God as Jesus Christ by the power and work of the Holy Spirit becomes for us what we cannot be apart from Him – fully human who live as image-bearers of God.
We do one of two things, or both: we seek to be in solidarity with each other but fail to fully grasp what it means to be in solidarity; or we do the opposite and separate ourselves from one another through violence, hatred, unforgiving hearts.
To the former – our attempts to fully be in solidarity with one another eventually falls short because of our limitations as human beings. Every attempt I make to pray for and understand the plight of our Syrian and Lebanese sisters and brothers, even with a personal visit there last May, I cannot fully grasp their experience and situation. We see this play out in church and in the culture in our attempts to be more racially-diverse, to combat racism and to undo racism. Even on the best days when folks seek to understand the past-present wounds and scars of those who have been on the receiving end of racism, the attempt to be in full solidarity falls short.
To the latter – human alienation, separation, division, and brokenness – we do that too, and we seem to do it well as innate to our natures .
Q/A 35-36 shows us that God does not seek to be cool, or to take up the 1st century fad; God seeks to be true – true to Himself – the loving and gracious God who seeks to reconcile the world to Himself and sets Himself on the path to do just that. God’s words, God’s will, God’s intention, and God’s actions are one and the same. God is true to Himself.
And God is true to us. God knows us more than we know ourselves. Even with our sin that prevents us from fully being in solidarity with God, with each other, and ourselves, God commits Himself to reconcile us, to make us whole.
The freedom that we have in God’s incarnation as Jesus Christ through the Holy Spirit is that even as we are to truly love one another and be in solidarity with the human condition on the micro- and macro- levels, to pray, to listen, to empathize with the joys and struggles of our neighbors – we can live in the freedom that even with our best efforts, we cannot fully know. We are to be true to who we are.

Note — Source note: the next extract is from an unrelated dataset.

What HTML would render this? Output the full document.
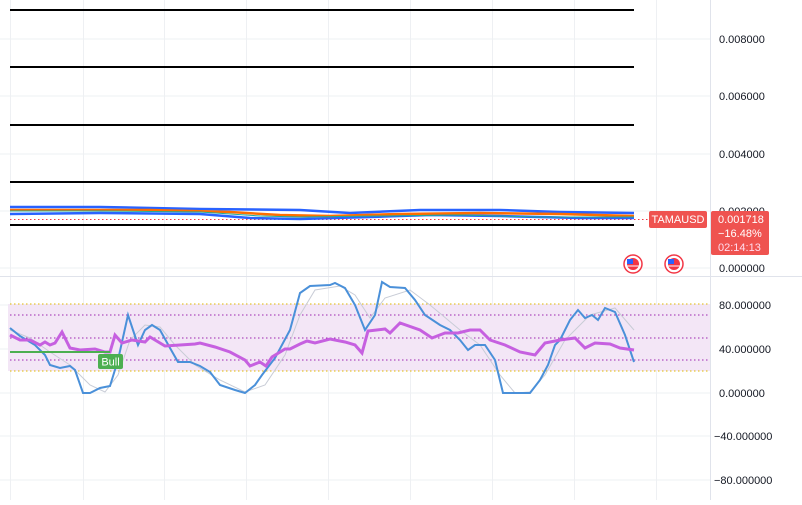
<!DOCTYPE html>
<html><head><style>
body{margin:0;background:#fff;width:802px;height:500px;overflow:hidden;font-family:"Liberation Sans",sans-serif}
</style></head><body>
<svg width="802" height="500" viewBox="0 0 802 500" xmlns="http://www.w3.org/2000/svg" font-family="Liberation Sans, sans-serif">
<rect width="802" height="500" fill="#fff"/>
<g stroke="#eef0f3" stroke-width="1">
<line x1="10.5" y1="0" x2="10.5" y2="500"/><line x1="83.5" y1="0" x2="83.5" y2="500"/><line x1="164.5" y1="0" x2="164.5" y2="500"/><line x1="246.5" y1="0" x2="246.5" y2="500"/><line x1="328.5" y1="0" x2="328.5" y2="500"/><line x1="410.5" y1="0" x2="410.5" y2="500"/><line x1="492.5" y1="0" x2="492.5" y2="500"/><line x1="574.5" y1="0" x2="574.5" y2="500"/><line x1="656.5" y1="0" x2="656.5" y2="500"/>
<line x1="0" y1="39" x2="710" y2="39"/><line x1="0" y1="96" x2="710" y2="96"/><line x1="0" y1="154" x2="710" y2="154"/><line x1="0" y1="211" x2="710" y2="211"/><line x1="0" y1="268" x2="710" y2="268"/>
<line x1="0" y1="305" x2="710" y2="305"/><line x1="0" y1="349" x2="710" y2="349"/><line x1="0" y1="393" x2="710" y2="393"/><line x1="0" y1="436" x2="710" y2="436"/><line x1="0" y1="480" x2="710" y2="480"/>
</g>
<line x1="0" y1="276.5" x2="802" y2="276.5" stroke="#e0e3eb"/>
<line x1="710.5" y1="0" x2="710.5" y2="500" stroke="#e0e3eb"/>
<g stroke="#000" stroke-width="2">
<line x1="10" y1="10" x2="634" y2="10"/><line x1="10" y1="67" x2="634" y2="67"/><line x1="10" y1="125" x2="634" y2="125"/><line x1="10" y1="182" x2="634" y2="182"/><line x1="10" y1="225" x2="634" y2="225"/>
</g>
<line x1="10" y1="219.5" x2="650" y2="219.5" stroke="#f23645" stroke-dasharray="1.5 2.5"/>
<polyline fill="none" stroke="#2962ff" stroke-width="2.5" points="10,207 100,207 200,209 300,210 350,213 420,210 500,210 560,212 634,213"/>
<polyline fill="none" stroke="#2962ff" stroke-width="2.5" points="10,214 100,213 200,214 250,218 300,219 370,217 430,215 500,216 580,218 634,218"/>
<polyline fill="none" stroke="#ff6d00" stroke-width="2.5" points="10,210 150,210 230,212 280,215 330,216 400,214 480,213 560,214 634,216"/>
<polyline fill="none" stroke="#22ab94" stroke-width="1" points="10,211 100,211 200,212 260,216 300,217 380,216 460,215 540,217 634,217"/>
<rect x="8" y="304" width="702" height="67" fill="#f3e6f6"/>
<g stroke-dasharray="1.5 2.5" stroke-width="1">
<line x1="10" y1="304" x2="710" y2="304" stroke="#e0b800"/><line x1="10" y1="371" x2="710" y2="371" stroke="#e0b800"/>
<line x1="10" y1="315" x2="710" y2="315" stroke="#9c27b0"/><line x1="10" y1="338" x2="710" y2="338" stroke="#9c27b0"/><line x1="10" y1="360" x2="710" y2="360" stroke="#9c27b0"/>
</g>
<polyline fill="none" stroke="#c8ccd6" stroke-width="1" points="10,330 30,338 50,352 70,365 90,385 105,392 118,375 130,340 145,325 160,327 175,345 195,365 220,380 245,392 265,385 285,355 300,315 315,290 340,286 355,295 370,318 385,298 410,290 430,305 460,330 480,345 500,375 515,393 530,392 545,375 565,340 590,315 615,308 634,330"/>
<polyline fill="none" stroke="#4a90d9" stroke-width="2" points="10,328 20,336 35,345 45,355 50,365 60,368 70,366 75,370 83,393 90,393 100,388 110,386 118,360 128,315 138,345 145,330 152,325 160,330 170,348 178,362 190,362 200,366 210,372 220,385 235,390 245,393 255,385 262,375 275,358 290,330 300,293 310,286 330,285 335,283 345,288 355,305 365,330 375,315 382,282 390,287 405,288 415,300 425,315 440,325 450,330 460,340 468,350 475,345 485,345 495,360 503,393 530,393 540,380 548,365 555,345 560,340 570,320 578,310 585,318 592,315 598,320 605,308 615,312 625,335 634,362"/>
<polyline fill="none" stroke="#c660e0" stroke-width="3" points="10,335 20,340 30,340 40,345 45,342 50,345 55,343 62,332 70,348 80,350 95,349 105,352 110,352 115,335 122,343 132,340 145,342 150,337 165,346 180,345 195,344 200,343 215,347 230,352 245,360 250,366 260,362 266,366 272,357 285,349 290,349 300,344 307,341 315,343 330,339 345,342 355,345 362,353 368,331 385,329 390,333 400,323 420,330 432,338 445,333 458,333 470,330 480,330 490,340 505,345 520,352 535,355 545,343 560,340 575,338 585,348 595,343 610,344 620,348 634,350"/>
<line x1="10" y1="352" x2="110" y2="352" stroke="#4caf50" stroke-width="2"/>
<rect x="98" y="354" width="25" height="15" rx="2" fill="#4caf50"/>
<text x="110.5" y="365.5" font-size="11" fill="#fff" text-anchor="middle">Bull</text>
<g font-size="11" fill="#131722">
<text x="719" y="43">0.008000</text><text x="719" y="100">0.006000</text><text x="719" y="158">0.004000</text><text x="719" y="215">0.002000</text><text x="719" y="272">0.000000</text>
<text x="719" y="309">80.000000</text><text x="719" y="353">40.000000</text><text x="719" y="397">0.000000</text><text x="714" y="440">−40.000000</text><text x="714" y="484">−80.000000</text>
</g>
<rect x="649" y="211" width="58" height="17" rx="2" fill="#ef5350"/>
<text x="678" y="223" font-size="11" fill="#fff" text-anchor="middle">TAMAUSD</text>
<rect x="711" y="211" width="58" height="44" rx="2" fill="#ef5350"/>
<text x="718" y="223" font-size="11" fill="#fff">0.001718</text>
<text x="718" y="237" font-size="11" fill="#fff">−16.48%</text>
<text x="718" y="251" font-size="11" fill="#fde">02:14:13</text>
<g>
<circle cx="633" cy="264" r="9" fill="#fff" stroke="#f23645" stroke-width="1.5"/>
<circle cx="633" cy="264" r="6" fill="#f23645"/><rect x="627" y="259" width="6" height="5" fill="#2962ff"/><line x1="627" y1="266" x2="639" y2="266" stroke="#fff"/>
<circle cx="674" cy="264" r="9" fill="#fff" stroke="#f23645" stroke-width="1.5"/>
<circle cx="674" cy="264" r="6" fill="#f23645"/><rect x="668" y="259" width="6" height="5" fill="#2962ff"/><line x1="668" y1="266" x2="680" y2="266" stroke="#fff"/>
</g>
</svg>
</body></html>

Even as we are to be true to who God is to us. To be true to who God is to us is to be true to God’s true self to us – as our Almighty Creator, as our Savior and Lord. In other words, to be true to who God is to us is to worship….to give God the worth due God’s name because of what God has revealed and given to the world in Jesus Christ through the Holy Spirit.
A lifelong commitment to live as image-bearers of God can only come when the Holy Spirit births in us the life of Jesus Christ. No strategy can do that; that’s the Holy Spirit’s work and power. And with the Holy Spirit in charge, we cannot manage when or how birth, rebirth, and the daily re-birthing occurs. In not knowing the when or how, in not being able to control or manage the work of God, then our life, our new life (and even death) is about receiving gift, receiving that which God births, and receiving the One whom God births.
And that’s precisely the point…the salient point.